Via: The Economist The happiest people appear to be in emerging poor or middle income economies with moderate inequality. The worst case appears to occur when you live in a former great power with stagnant incomes and increasing inequality (Russia, Japan, Europe, the future U.S.).
DESPITE global economic gloom, the world is a happier place than it was before the financial crisis began. That is the counterintuitive conclusion of a poll of 19,000 adults in 24 countries by Ipsos, a research company. Some 77% of respondents now describe themselves as happy, up three points on 2007, the last year before the crisis. Fully 22% (up from 20%) describe themselves as very happy—a more important measure, says Ipsos’s John Wright, since whenever three-quarters of people agree on anything, “you need to pay attention to intensity in the results.” […]
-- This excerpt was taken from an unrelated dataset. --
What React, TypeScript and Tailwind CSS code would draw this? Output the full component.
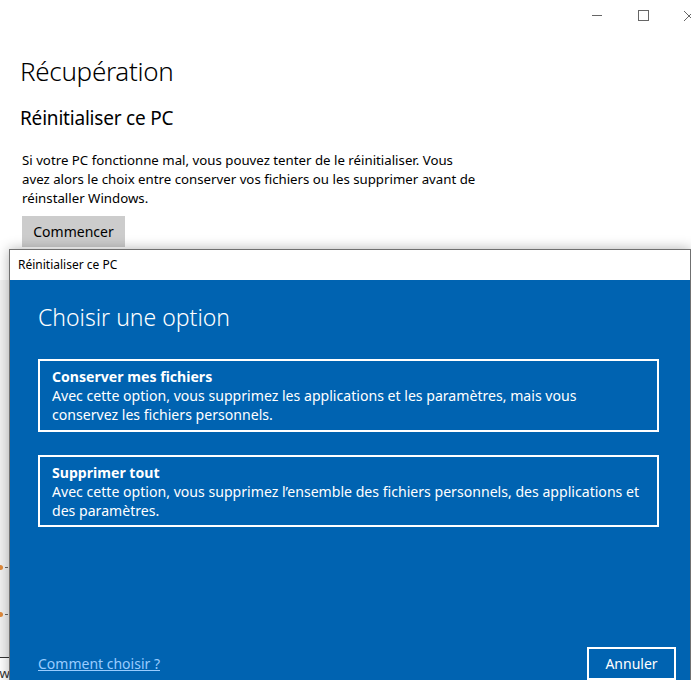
import React from "react";

export default function App() {
  const font = { fontFamily: '"Noto Sans", "Open Sans", sans-serif' };
  return (
    <div className="relative w-[691px] h-[680px] overflow-hidden bg-white text-black" style={font}>
      {/* window controls */}
      <div className="absolute top-0 right-0 flex h-[31px] items-center">
        <div className="flex w-[46px] justify-center">
          <div className="h-px w-[10px] bg-[#666]" />
        </div>
        <div className="flex w-[46px] justify-center">
          <div className="h-[11px] w-[11px] border border-[#666]" />
        </div>
        <div className="flex w-[25px] justify-start overflow-hidden">
          <svg width="10" height="10" viewBox="0 0 10 10" className="ml-[18px] shrink-0">
            <path d="M0 0 L10 10 M10 0 L0 10" stroke="#666" strokeWidth="1" />
          </svg>
        </div>
      </div>

      {/* page */}
      <div className="flex flex-col pl-[20px] pt-[52px]">
        <h1 className="text-[26px] font-light leading-[38px] tracking-[-0.3px]">Récupération</h1>
        <h2 className="mt-[14px] text-[19px] leading-[28px] tracking-[-0.2px]">Réinitialiser ce PC</h2>
        <p className="ml-[2px] mt-[19px] w-[480px] text-[13.25px] leading-[19px]">
          Si votre PC fonctionne mal, vous pouvez tenter de le réinitialiser. Vous
          <br />
          avez alors le choix entre conserver vos fichiers ou les supprimer avant de
          <br />
          réinstaller Windows.
        </p>
        <button className="ml-[2px] mt-[8px] h-[31px] w-[103px] bg-[#cccccc] text-[14px] leading-[31px]">Commencer</button>
      </div>

      {/* background content at left edge (behind the dialog) */}
      <div className="absolute left-0 top-[280px] h-[377px] w-[9px] bg-[#f1f1f1]" />
      <div className="absolute left-[-2px] top-[565px] h-[5px] w-[5px] rounded-full bg-[#e08a3c]" />
      <div className="absolute left-[5px] top-[567px] h-px w-[3px] bg-[#666]" />
      <div className="absolute left-[-2px] top-[612px] h-[5px] w-[5px] rounded-full bg-[#e08a3c]" />
      <div className="absolute left-[5px] top-[614px] h-px w-[3px] bg-[#666]" />
      <div className="absolute left-0 top-[657px] h-px w-[9px] bg-[#333]" />
      <div className="absolute left-[-8px] top-[664px] text-[13px] text-[#333]">ow</div>

      {/* dialog */}
      <div className="absolute left-[9px] top-[249px] flex h-[450px] w-[682px] flex-col border border-[#707070] bg-white shadow-[0_0_12px_rgba(0,0,0,0.3)]">
        <div className="flex h-[30px] items-center pl-[8px] text-[12px]">Réinitialiser ce PC</div>
        <div className="flex flex-1 flex-col bg-[#0063b1] px-[28px] text-white">
          <h3 className="mt-[21px] text-[23px] font-light leading-[32px]">Choisir une option</h3>
          <div className="mt-[26px] flex h-[73px] w-[621px] flex-col border-2 border-white px-[12px] pt-[6px] text-[14.1px] leading-[19px]">
            <div className="font-bold">Conserver mes fichiers</div>
            <div>
              Avec cette option, vous supprimez les applications et les paramètres, mais vous
              <br />
              conservez les fichiers personnels.
            </div>
          </div>
          <div className="mt-[23px] flex h-[72px] w-[621px] flex-col border-2 border-white px-[12px] pt-[6px] text-[14.1px] leading-[19px]">
            <div className="font-bold">Supprimer tout</div>
            <div>
              Avec cette option, vous supprimez l’ensemble des fichiers personnels, des applications et
              <br />
              des paramètres.
            </div>
          </div>
          <div className="mt-[120px] flex items-start justify-between">
            <a className="mt-[6px] text-[14px] text-[#99ccff] underline">Comment choisir ?</a>
            <button className="mr-[-14px] h-[33px] w-[89px] border-2 border-white text-[14px]">Annuler</button>
          </div>
        </div>
      </div>
    </div>
  );
}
But the Ipsos study shows the highest levels of self-reported happiness not in rich countries, as one would expect, but in poor and middle-income ones, notably Indonesia, India and Mexico. In rich countries, happiness scores range from above-average—28% of Australians and Americans say they are very happy—to far below the mean. The figures for Italy and Spain were 13% and 11% (Greece was not in the sample). Most Europeans are gloomier than the world average. So levels of income are, if anything, inversely related to felicity. Perceived happiness depends on a lot more than material welfare.
Via: Wikipedia the CIA World Report 2009 (the larger the Gigi coefficient, the greater the inequality)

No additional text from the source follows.